Case 2: Modifying package.json If you add a dependency and change package.json, Docker will rebuild from the RUN npm install layer onward.

Insight: Dependencies don't change as often as source code, so structure your Dockerfile to run npm install before copying the entire codebase to leverage caching effectively.

Optimizing Dockerfiles for Better Caching

To maximize caching benefits, structure your Dockerfile like this:

# Base layer
FROM node:14

# Copy only files needed for dependencies
WORKDIR /app
COPY package.json .
RUN npm install  # Cached if package.json doesn't change

# Copy the rest of the code and build
COPY . .
CMD ["npm", "start"]

By copying package.json and running npm install first, you cache the dependency installation step, reducing build time for frequent code changes.

Docker Networks and Volumes

Why Use Networks and Volumes?

When running multiple containers, networks allow them to communicate, and volumes ensure data persistence across restarts.

Volumes: Persisting Data

Containers are ephemeral by design, meaning data stored inside them is lost when they stop. Volumes store data outside the container, enabling persistence.

Example: Running MongoDB with and without a volume.

Without Volumes:

docker run -p 27017:27017 -d mongo
  • Add data using MongoDB Compass.

  • Kill and restart the container:

docker kill <container_id>
docker run -p 27017:27017 -d mongo
  • Data will not persist.

With Volumes:

docker volume create volume_database
docker run -v volume_database:/data/db -p 27017:27017 -d mongo
  • Data will now persist across restarts because it's stored in volume_database.

Networks: Connecting Containers

Docker Networks allow containers to communicate securely. By default, containers are isolated and need to be attached to the same network to communicate.

Example Workflow:

  1. Create a Network:

     docker network create my_custom_network
    
  2. Run a Backend Service:

     docker run -d -p 3000:3000 --name backend --network my_custom_network backend_image
    
  3. Run MongoDB on the Same Network:

     docker run -d -v volume_database:/data/db --name mongo --network my_custom_network -p 27017:27017 mongo
    

Checking Communication: Use logs to verify that the backend can connect to MongoDB:

docker logs <container_id>

Tip: Port mapping for MongoDB can be optional if it's only accessed by other containers in the network.

Types of Docker Networks

  • Bridge: Default network that provides a private internal network.
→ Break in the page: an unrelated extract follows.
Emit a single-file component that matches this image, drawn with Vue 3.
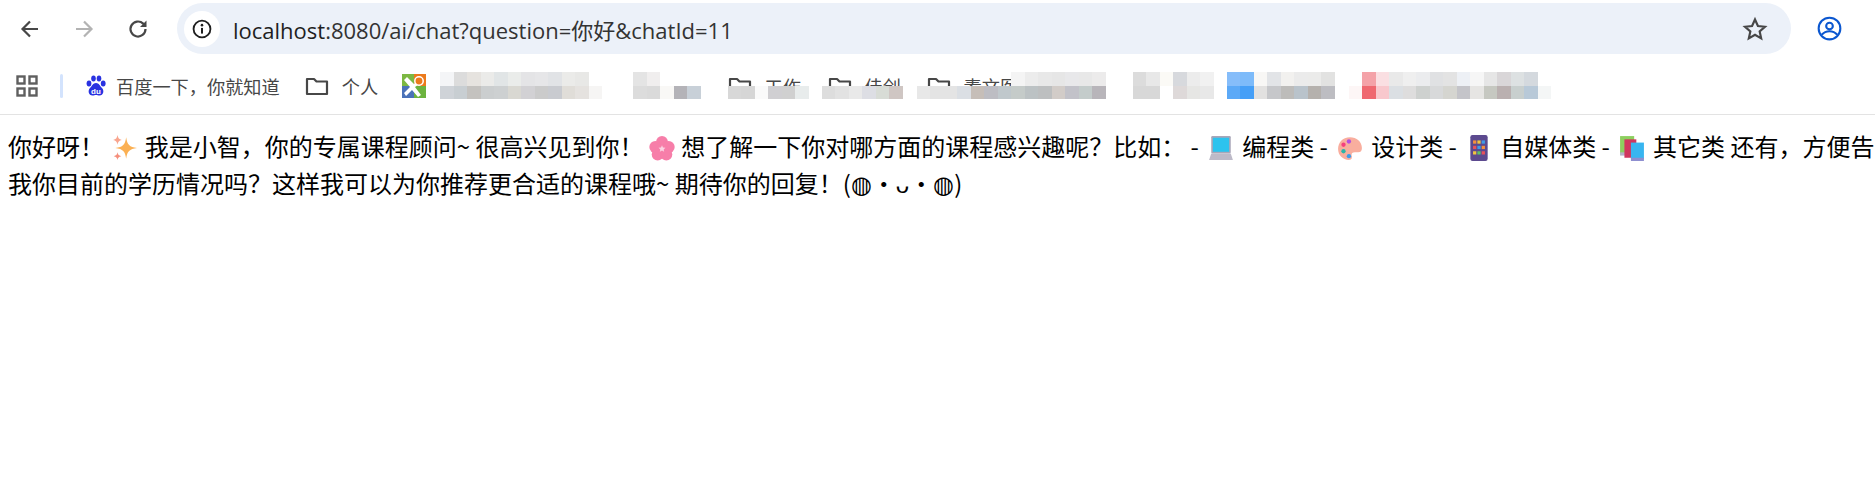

Containers on the same bridge network can communicate with each other.

  • Host: Removes isolation between the container and the Docker host, using the host's network. Suitable for services needing direct host communication.

Docker Compose: Simplifying Multi-Container Management

Docker Compose is a tool that allows you to define and manage multi-container applications with a single command. You configure your services, networks, and volumes in a docker-compose.yml file.

Before Docker Compose

Starting a multi-container setup requires multiple commands:

docker network create my_custom_network
docker volume create volume_database
docker run -d -v volume_database:/data/db --name mongo --network my_custom_network mongo
docker run -d -p 3000:3000 --name backend --network my_custom_network backend_image

Using Docker Compose

With Docker Compose, this process is simplified:

  1. Install Docker Compose: Installation guide.

  2. Create docker-compose.yml:

     version: '3'
     services:
       mongo:
         image: mongo
         volumes:
           - volume_database:/data/db
         networks:
           - my_custom_network
    
       backend:
         image: backend_image
         ports:
           - "3000:3000"
         networks:
           - my_custom_network
    
     networks:
       my_custom_network:
    
     volumes:
       volume_database:
    
  3. Start All Services:

     docker-compose up
    
  4. Stop All Services:

     docker-compose down --volumes
    

Note: All containers in a docker-compose setup run on the same network by default.

These advanced Docker concepts—layers, caching, networks, volumes, and Docker Compose—help streamline development, make builds faster, and improve data management. Mastering them will enhance your ability to create efficient, scalable, and maintainable applications.